The HPAM and the modified HPAM polymer's molecular weight presents an inverse relationship with the dynamic adsorption. The polymers with higher MW should face constrained access in the porous media.
When the hydrolysis degree of the HPAM polymers increases, the adsorption goes down; the adsorption is also low when the porous media have a residual oil saturation. This behavior can be explained because higher polymer hydrolysis can generate a more significant electrostatic repulsion between the carboxyl group's charge (negative charge) and the rock surface (negative charge). However, there is a minimum adsorption value that doesn't depend on the hydrolysis degree.
Modified HPAM polymers with ATBS units show the same tendency that HPAM polymers, although with lower adsorption values. The sulfonation degree of modified HPAM increases negative charges in the polymer structure, decreasing the adsorption on the porous media.

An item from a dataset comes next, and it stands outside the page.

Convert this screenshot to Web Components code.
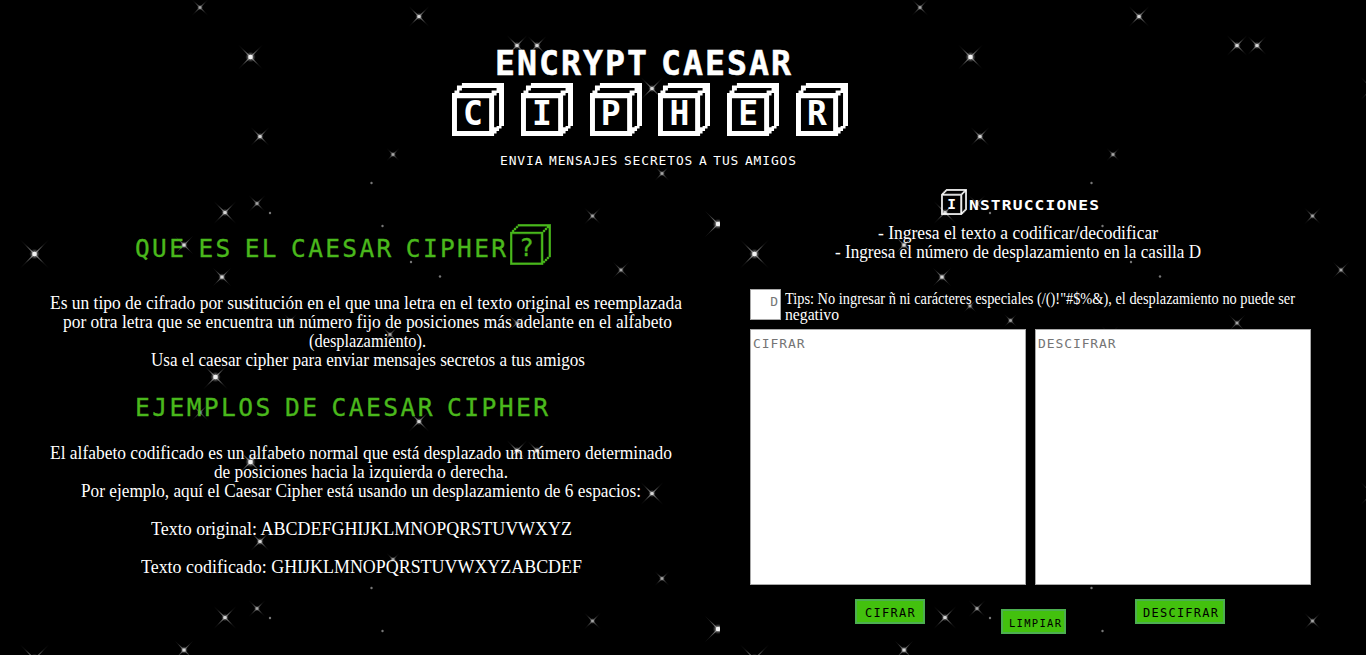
<!DOCTYPE html>
<html lang="es">
<head>
<meta charset="utf-8">
<title>Encrypt Caesar Cipher</title>
<style>
html,body{margin:0;height:100%;background:#000;overflow:hidden}
</style>
</head>
<body>
<cipher-page></cipher-page>
<script>
const PIXEL = '"DejaVu Sans Mono",monospace';

/* One line of text, condensed or widened to the width in its w attribute. */
class FitLine extends HTMLElement {
  connectedCallback() {
    this.attachShadow({mode:'open'}).innerHTML =
      `<style>:host{display:block;white-space:nowrap;flex:none}
      span{display:inline-block;transform-origin:0 50%;vertical-align:top}</style><span><slot></slot></span>`;
    const w = +this.getAttribute('w');
    this.style.width = w + 'px';
    const span = this.shadowRoot.querySelector('span');
    const ls = parseFloat(getComputedStyle(this).letterSpacing) || 0;
    const natural = span.getBoundingClientRect().width - ls;
    if (natural > 0) span.style.transform = `scaleX(${w / natural})`;
  }
}

/* A starry sky, repeated in 720 x 405 tiles. */
class StarField extends HTMLElement {
  connectedCallback() {
    const stars = [[200,7.5,8],[419,16.5,10],[250.5,57,12],[517,45.5,10],[537,45.5,9],[652,88.5,11],[260,136.5,9],
      [393,154.5,6],[662,173.5,7],[257,203.5,8],[225,212.5,11],[592.5,216,8],[718,224,13],[184,245,9],[34.5,254,14],
      [222,277,9],[621,270,8],[215.5,377,12],[390,334.5,8],[517,323,8],[290.5,320.5,6],[250,306,6]];
    const dots = [[371.5,183],[270,213],[382.5,226],[411,262],[440,276.5]];
    const star = ([x,y,r]) => {
      const c = r > 11 ? 2.8 : r > 8 ? 2 : 1.6, a = r > 11 ? .95 : r > 8 ? .85 : .65;
      return `<g transform="translate(${x} ${y})" opacity="${a}"><path d="M${-r} ${-r}L0 -1.1L${r} ${-r}L1.1 0L${r} ${r}L0 1.1L${-r} ${r}L-1.1 0Z" fill="url(#ray)"/><circle r="${c*1.9}" fill="url(#glow)"/><circle r="${c*.8}" fill="#fff"/></g>`;
    };
    this.attachShadow({mode:'open'}).innerHTML = `
    <style>:host{position:absolute;inset:0;z-index:-1}svg{display:block;width:100%;height:100%}</style>
    <svg><defs>
      <radialGradient id="ray"><stop offset="0" stop-color="#aaa"/><stop offset=".45" stop-color="#666"/><stop offset="1" stop-color="#222"/></radialGradient>
      <radialGradient id="glow"><stop offset="0" stop-color="#fff"/><stop offset="1" stop-color="#777" stop-opacity="0"/></radialGradient>
      <pattern id="sky" width="720" height="405" patternUnits="userSpaceOnUse">
        ${stars.map(star).join('')}
        ${dots.map(([x,y]) => `<circle cx="${x}" cy="${y}" r="1.2" fill="#777"/>`).join('')}
      </pattern></defs><rect width="100%" height="100%" fill="url(#sky)"/></svg>`;
  }
}

/* A stepped cube with a letter on its front face. */
class LetterCube extends HTMLElement {
  connectedCallback() {
    const size = +this.getAttribute('size'), fs = this.getAttribute('fs');
    const tall = +(this.getAttribute('tall') || size);
    const bold = this.hasAttribute('bold'), line = this.getAttribute('line') || 0;
    const art = bold
      ? `M0 4H17V21H0ZM2 6V19H15V6ZM4 0H21V17H20V18H19V19H18V20H17V17.5H18V17H19V4H18V5H17V4H16V3H18V2H4V3H3V4H1V3H2V1H4Z`
      : `M0 4H17V21H0ZM1 5V20H16V5ZM4 0H21V17H20V18H19V19H18V20H17V19H18V18H19V17H20V2H19V3H18V4H17V3H18V2H19V1H4V2H3V3H2V4H1V3H2V2H3V1H4Z`;
    this.attachShadow({mode:'open'}).innerHTML = `
    <style>:host{display:grid;flex:none;width:${size}px;height:${tall}px}
    svg,span{grid-area:1/1}svg{width:${size}px;height:${tall}px}
    span{width:${size*17/21}px;height:${tall*17/21}px;margin-top:${tall*4/21}px;line-height:${tall*17/21}px;font-size:${fs}px;text-align:center;letter-spacing:0}</style>
    <svg viewBox="${-line/2} ${-line/2} ${21+ +line} ${21+ +line}" preserveAspectRatio="none"><path fill="currentColor" stroke="currentColor" stroke-width="${line}" fill-rule="evenodd" d="${art}"/></svg><span><slot></slot></span>`;
  }
}

class GreenButton extends HTMLElement {
  connectedCallback() {
    this.attachShadow({mode:'open'}).innerHTML = `
    <style>:host{display:block;flex:none}
    button{display:block;box-sizing:border-box;width:100%;height:25px;margin:0;padding:3px 0 0 var(--pad,8px);border:2px solid #4caf50;background:#43c10e;color:#000;text-align:left;font:var(--fs,12px)/18px ${PIXEL};letter-spacing:var(--ls,1.4px)}</style>
    <button><slot></slot></button>`;
  }
}

class CipherHeader extends HTMLElement {
  connectedCallback() {
    this.attachShadow({mode:'open'}).innerHTML = `
    <style>:host{display:block;height:189px;box-sizing:border-box;padding-top:51px;font-family:${PIXEL};color:#fff}
    .t{margin-left:495px;font-size:33px;line-height:26px;font-weight:bold;letter-spacing:2px;word-spacing:-10px;-webkit-text-stroke:.5px #fff}
    .c{display:flex;margin:6px 0 0 452px;gap:16.8px;height:53px;font-weight:bold}
    .s{margin:17px 0 0 500px;font-size:13px;line-height:16px;letter-spacing:.9px;word-spacing:-3px}</style>
    <fit-line class="t" w="296">ENCRYPT CAESAR</fit-line>
    <div class="c">${[...'CIPHER'].map(l => `<letter-cube bold size="52" tall="53" fs="33">${l}</letter-cube>`).join('')}</div>
    <fit-line class="s" w="296">ENVIA MENSAJES SECRETOS A TUS AMIGOS</fit-line>`;
  }
}

class CipherInfo extends HTMLElement {
  connectedCallback() {
    this.attachShadow({mode:'open'}).innerHTML = `
    <style>:host{display:block;width:750px;padding-top:35px;box-sizing:border-box;color:#fff;font:18.5px/19px "Liberation Serif",serif}
    .h{display:flex;gap:4px;margin-left:135px;color:#4ab81c;font:24.7px/30px ${PIXEL};letter-spacing:2.4px;word-spacing:-5px;-webkit-text-stroke:.35px #4ab81c}
    .h.q fit-line{margin-top:10px}
    .p{display:flex;flex-direction:column;align-items:center;width:735px}
    .a{margin:29px 0 23px}.a :first-child{margin-right:3px}.b{margin-top:21px;width:722px}.gap{margin-top:19px}</style>
    <div class="h q"><fit-line w="371">QUE ES EL CAESAR CIPHER</fit-line><letter-cube size="41" fs="24" line=".2">?</letter-cube></div>
    <div class="p a">
      <fit-line w="632">Es un tipo de cifrado por sustitución en el que una letra en el texto original es reemplazada</fit-line>
      <fit-line w="609">por otra letra que se encuentra un número fijo de posiciones más adelante en el alfabeto</fit-line>
      <fit-line w="117">(desplazamiento).</fit-line>
      <fit-line w="434">Usa el caesar cipher para enviar mensajes secretos a tus amigos</fit-line>
    </div>
    <div class="h"><fit-line w="413">EJEMPLOS DE CAESAR CIPHER</fit-line></div>
    <div class="p b">
      <fit-line w="622">El alfabeto codificado es un alfabeto normal que está desplazado un número determinado</fit-line>
      <fit-line w="294">de posiciones hacia la izquierda o derecha.</fit-line>
      <fit-line w="560">Por ejemplo, aquí el Caesar Cipher está usando un desplazamiento de 6 espacios:</fit-line>
      <fit-line class="gap" w="421">Texto original: ABCDEFGHIJKLMNOPQRSTUVWXYZ</fit-line>
      <fit-line class="gap" w="441">Texto codificado: GHIJKLMNOPQRSTUVWXYZABCDEF</fit-line>
    </div>`;
  }
}

class CipherTool extends HTMLElement {
  connectedCallback() {
    this.attachShadow({mode:'open'}).innerHTML = `
    <style>:host{display:block;width:561px;color:#fff;font:18.5px/19px "Liberation Serif",serif}
    .h{display:flex;gap:2px;margin-left:191px;height:26px;font:bold 14px/18px ${PIXEL};letter-spacing:1px}
    .h fit-line{margin-top:7px}
    .p{display:flex;flex-direction:column;align-items:center;width:536px;margin:9px 0 27px}
    .row{display:flex}.top{height:31px}
    input,textarea{box-sizing:border-box;margin:0;border:1px solid #a9a9a9;border-radius:0;background:#fff;font:13px/16px ${PIXEL};letter-spacing:.9px;resize:none;display:block;outline:0}
    input::placeholder,textarea::placeholder{color:#757575;opacity:1}
    input{width:31px;height:31px;padding:0 1px 6px;text-align:right}
    .tips{font-size:16px;line-height:16px;margin:2px 0 0 4px}
    .areas{gap:9px;margin-top:9px}
    textarea{width:276px;height:256px;padding:6px 2px;overflow:hidden}
    .btns{margin:14px 0 0 105px;align-items:flex-start}
    .b1{width:70px;--ls:1.3px}.b2{width:65px;margin:10px 69px 0 76px;--fs:10.5px;--ls:1.3px;--pad:6px}.b3{width:90px;--pad:6px;--ls:1.25px}</style>
    <div class="h"><letter-cube size="26" fs="14.5" line=".5">I</letter-cube><fit-line w="130">NSTRUCCIONES</fit-line></div>
    <div class="p"><fit-line w="280">- Ingresa el texto a codificar/decodificar</fit-line>
    <fit-line w="366">- Ingresa el número de desplazamiento en la casilla D</fit-line></div>
    <div class="row top"><input placeholder="D"><div class="tips">
      <fit-line w="510">Tips: No ingresar ñ ni carácteres especiales (/()!"#$%&amp;), el desplazamiento no puede ser</fit-line>
      <fit-line w="54">negativo</fit-line></div></div>
    <div class="row areas"><textarea placeholder="CIFRAR"></textarea><textarea placeholder="DESCIFRAR"></textarea></div>
    <div class="row btns"><green-button class="b1">CIFRAR</green-button><green-button class="b2">LIMPIAR</green-button><green-button class="b3">DESCIFRAR</green-button></div>`;
  }
}

class CipherPage extends HTMLElement {
  connectedCallback() {
    this.attachShadow({mode:'open'}).innerHTML = `
    <style>:host{display:block;position:relative;z-index:0;width:1366px;height:655px;overflow:hidden;background:#000}
    main{display:flex}</style>
    <star-field></star-field><cipher-header></cipher-header>
    <main><cipher-info></cipher-info><cipher-tool></cipher-tool></main>`;
  }
}

customElements.define('fit-line', FitLine);
customElements.define('star-field', StarField);
customElements.define('letter-cube', LetterCube);
customElements.define('green-button', GreenButton);
customElements.define('cipher-header', CipherHeader);
customElements.define('cipher-info', CipherInfo);
customElements.define('cipher-tool', CipherTool);
customElements.define('cipher-page', CipherPage);
</script>
</body>
</html>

The salinity and hardness of water show a direct relationship with adsorption for the two types of molecules (HPAM and modified HPAM), but modified HPAM's are more resistant to high salinity and hardness conditions. Modified HPAM evidence 50% less adsorption at the same conditions compared with HPAM.
The increase of the porous medias's permeability reduces the HPAM and modified HPAM adsorption.
The dynamic adsorption of HPAM polymers under Sw 100% conditions is twice the adsorption under Sor condition; modified HPAM show the same behavior.